Da qui il risarcimento.
«La violazione del dovere di buona fede e correttezza da parte dell’Istituto, configurabile quale vero e proprio inadempimento, comporta in capo allo stesso il dovere di risarcire i danni che siano derivati alla controparte».
La partita non è finita perché ora l’Istituto avrà la possibilità di presentare un ulteriore ricorso al Consiglio di Stato che possa rivedere la sentenza e quindi il risarcimento rimane per ora solo sulla carta.

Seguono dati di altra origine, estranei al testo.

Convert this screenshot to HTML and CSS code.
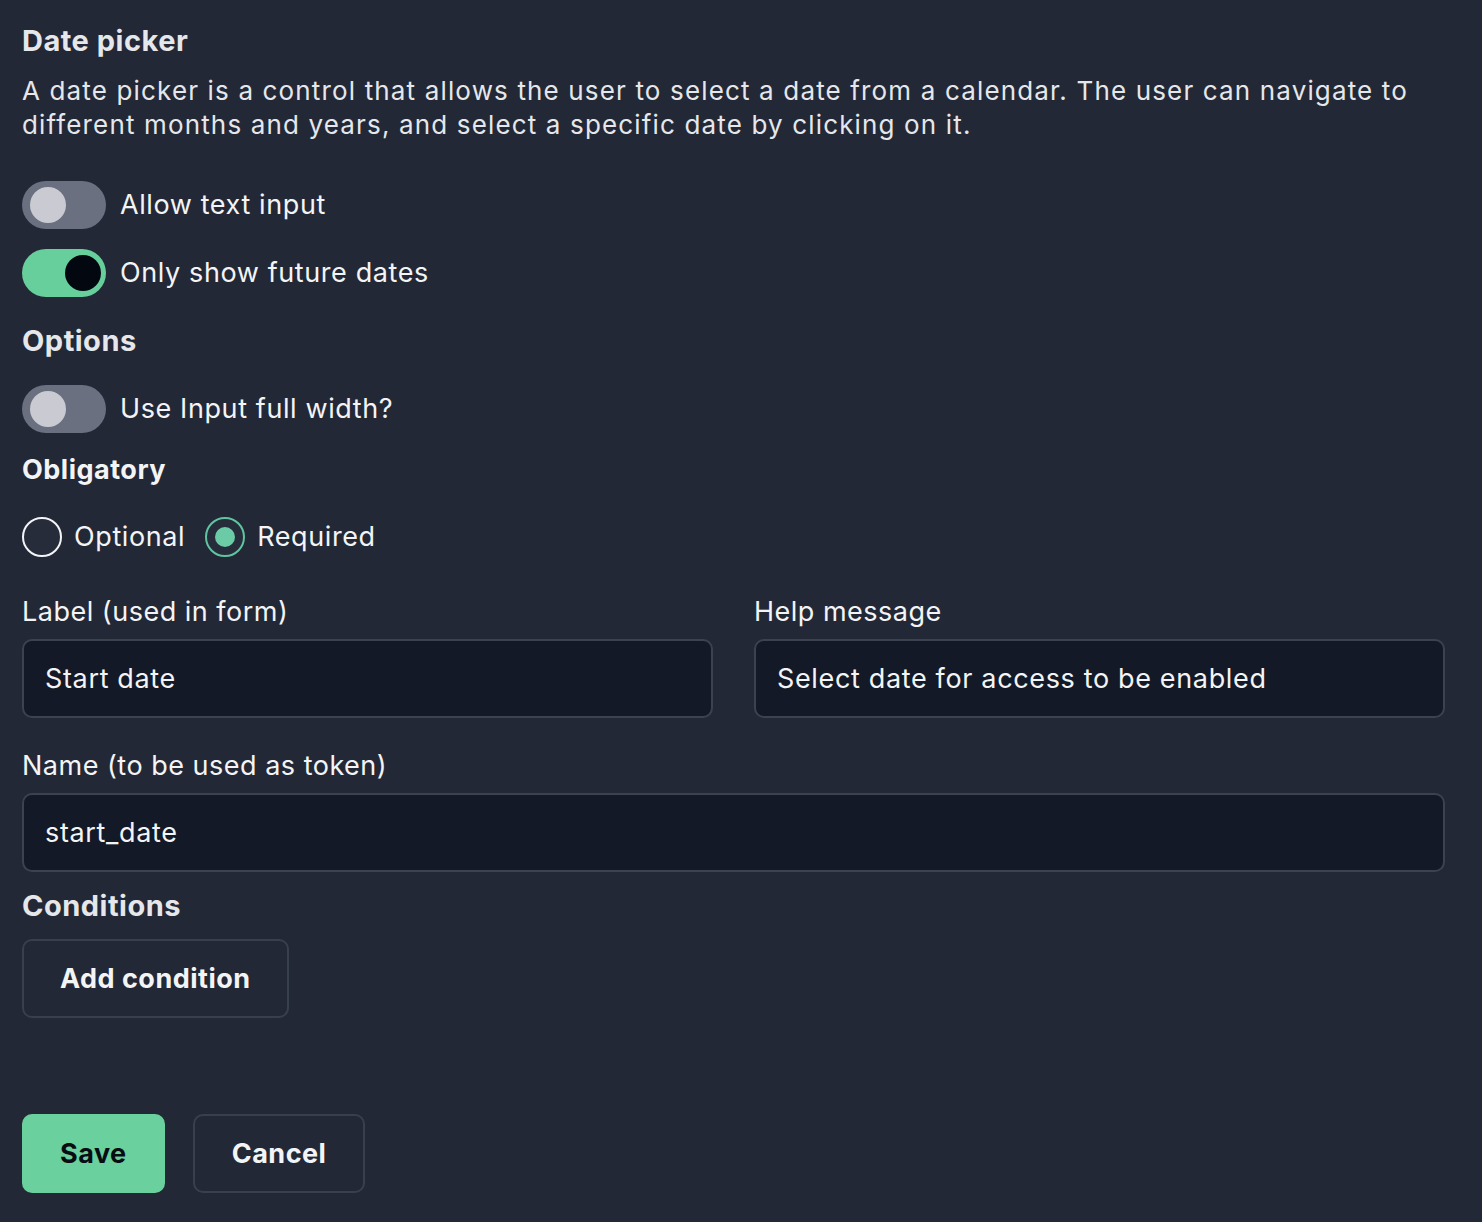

«Non possiamo ancora cantare vittoria però per ora l’abbiamo vinta – ha detto il consigliere delegato Giampaolo Mantelli – restiamo in attesa per capire se l’Istituto farà appello al Consiglio di Stato come è sua facoltà anche se la sentenza pare molto chiara e sembra dare poco spazio a ulteriori ricorsi».
Una vicenda che aveva pesato non poco sul municipio e sulle sue casse, che hanno visto uscire i 312mila euro alla luce della precedente sentenza, andando a gravare sui conti già in difficoltà del municipio.